* _Directions for this task_
Reproduce the listing below exactly, minus its pictures.

──────── Recorded information

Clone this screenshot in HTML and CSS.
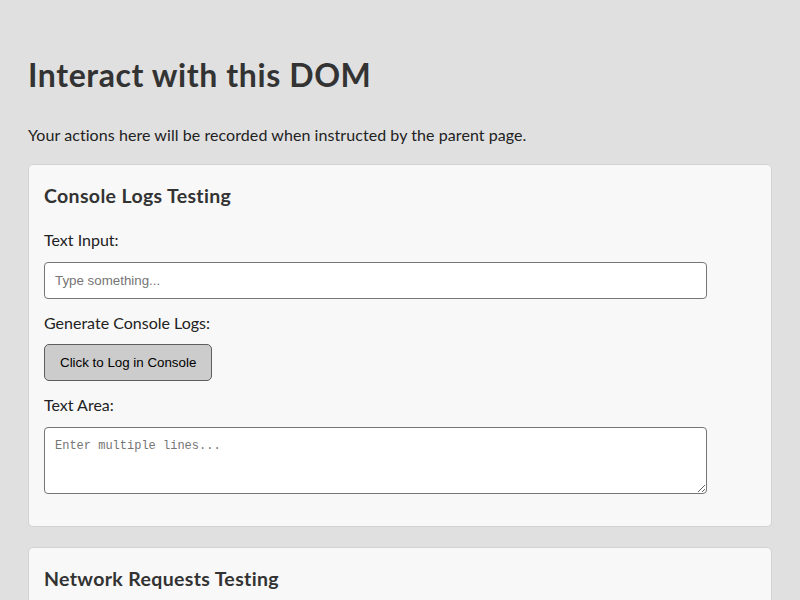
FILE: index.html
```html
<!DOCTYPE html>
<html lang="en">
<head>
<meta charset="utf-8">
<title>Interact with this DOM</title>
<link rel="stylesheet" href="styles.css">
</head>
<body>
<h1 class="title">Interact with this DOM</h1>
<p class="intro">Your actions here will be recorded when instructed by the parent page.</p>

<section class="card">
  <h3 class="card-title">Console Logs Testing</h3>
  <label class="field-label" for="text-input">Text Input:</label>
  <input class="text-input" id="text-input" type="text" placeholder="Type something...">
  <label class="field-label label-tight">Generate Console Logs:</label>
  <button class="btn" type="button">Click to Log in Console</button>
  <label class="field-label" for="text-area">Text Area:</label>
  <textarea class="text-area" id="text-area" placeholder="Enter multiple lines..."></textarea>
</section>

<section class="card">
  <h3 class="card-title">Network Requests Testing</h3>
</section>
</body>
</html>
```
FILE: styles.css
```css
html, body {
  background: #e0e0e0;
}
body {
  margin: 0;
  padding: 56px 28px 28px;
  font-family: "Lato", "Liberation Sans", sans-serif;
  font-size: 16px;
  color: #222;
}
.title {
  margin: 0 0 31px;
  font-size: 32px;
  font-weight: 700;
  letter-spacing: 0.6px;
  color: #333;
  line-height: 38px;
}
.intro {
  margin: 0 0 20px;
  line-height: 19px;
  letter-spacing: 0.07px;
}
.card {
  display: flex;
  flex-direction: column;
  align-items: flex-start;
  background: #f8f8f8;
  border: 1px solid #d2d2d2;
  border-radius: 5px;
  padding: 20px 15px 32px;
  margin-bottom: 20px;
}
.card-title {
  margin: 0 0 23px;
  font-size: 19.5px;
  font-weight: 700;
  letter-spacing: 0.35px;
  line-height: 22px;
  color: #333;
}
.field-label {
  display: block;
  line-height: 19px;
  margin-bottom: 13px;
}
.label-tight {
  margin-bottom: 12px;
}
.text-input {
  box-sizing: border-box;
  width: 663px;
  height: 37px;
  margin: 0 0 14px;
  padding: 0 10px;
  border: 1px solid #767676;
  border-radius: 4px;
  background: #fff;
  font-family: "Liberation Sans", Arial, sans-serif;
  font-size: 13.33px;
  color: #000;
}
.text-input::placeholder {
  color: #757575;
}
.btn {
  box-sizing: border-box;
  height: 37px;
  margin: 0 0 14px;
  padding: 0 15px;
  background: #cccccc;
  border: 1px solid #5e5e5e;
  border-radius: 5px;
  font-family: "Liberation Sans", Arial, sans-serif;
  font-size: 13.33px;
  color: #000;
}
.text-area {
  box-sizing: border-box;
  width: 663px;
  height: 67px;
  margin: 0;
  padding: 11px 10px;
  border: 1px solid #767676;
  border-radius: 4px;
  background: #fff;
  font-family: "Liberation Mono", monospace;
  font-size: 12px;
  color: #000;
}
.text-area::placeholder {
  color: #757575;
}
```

────────────────

* _Task response_
Clone this screenshot in HTML and CSS.
FILE: index.html
```html
<!DOCTYPE html>
<html lang="en">
<head>
<meta charset="utf-8">
<title>Interact with this DOM</title>
<link rel="stylesheet" href="styles.css">
</head>
<body>
<h1 class="title">Interact with this DOM</h1>
<p class="intro">Your actions here will be recorded when instructed by the parent page.</p>

<section class="card">
  <h3 class="card-title">Console Logs Testing</h3>
  <label class="field-label" for="text-input">Text Input:</label>
  <input class="text-input" id="text-input" type="text" placeholder="Type something...">
  <label class="field-label label-tight">Generate Console Logs:</label>
  <button class="btn" type="button">Click to Log in Console</button>
  <label class="field-label" for="text-area">Text Area:</label>
  <textarea class="text-area" id="text-area" placeholder="Enter multiple lines..."></textarea>
</section>

<section class="card">
  <h3 class="card-title">Network Requests Testing</h3>
</section>
</body>
</html>
```
FILE: styles.css
```css
html, body {
  background: #e0e0e0;
}
body {
  margin: 0;
  padding: 56px 28px 28px;
  font-family: "Lato", "Liberation Sans", sans-serif;
  font-size: 16px;
  color: #222;
}
.title {
  margin: 0 0 31px;
  font-size: 32px;
  font-weight: 700;
  letter-spacing: 0.6px;
  color: #333;
  line-height: 38px;
}
.intro {
  margin: 0 0 20px;
  line-height: 19px;
  letter-spacing: 0.07px;
}
.card {
  display: flex;
  flex-direction: column;
  align-items: flex-start;
  background: #f8f8f8;
  border: 1px solid #d2d2d2;
  border-radius: 5px;
  padding: 20px 15px 32px;
  margin-bottom: 20px;
}
.card-title {
  margin: 0 0 23px;
  font-size: 19.5px;
  font-weight: 700;
  letter-spacing: 0.35px;
  line-height: 22px;
  color: #333;
}
.field-label {
  display: block;
  line-height: 19px;
  margin-bottom: 13px;
}
.label-tight {
  margin-bottom: 12px;
}
.text-input {
  box-sizing: border-box;
  width: 663px;
  height: 37px;
  margin: 0 0 14px;
  padding: 0 10px;
  border: 1px solid #767676;
  border-radius: 4px;
  background: #fff;
  font-family: "Liberation Sans", Arial, sans-serif;
  font-size: 13.33px;
  color: #000;
}
.text-input::placeholder {
  color: #757575;
}
.btn {
  box-sizing: border-box;
  height: 37px;
  margin: 0 0 14px;
  padding: 0 15px;
  background: #cccccc;
  border: 1px solid #5e5e5e;
  border-radius: 5px;
  font-family: "Liberation Sans", Arial, sans-serif;
  font-size: 13.33px;
  color: #000;
}
.text-area {
  box-sizing: border-box;
  width: 663px;
  height: 67px;
  margin: 0;
  padding: 11px 10px;
  border: 1px solid #767676;
  border-radius: 4px;
  background: #fff;
  font-family: "Liberation Mono", monospace;
  font-size: 12px;
  color: #000;
}
.text-area::placeholder {
  color: #757575;
}
```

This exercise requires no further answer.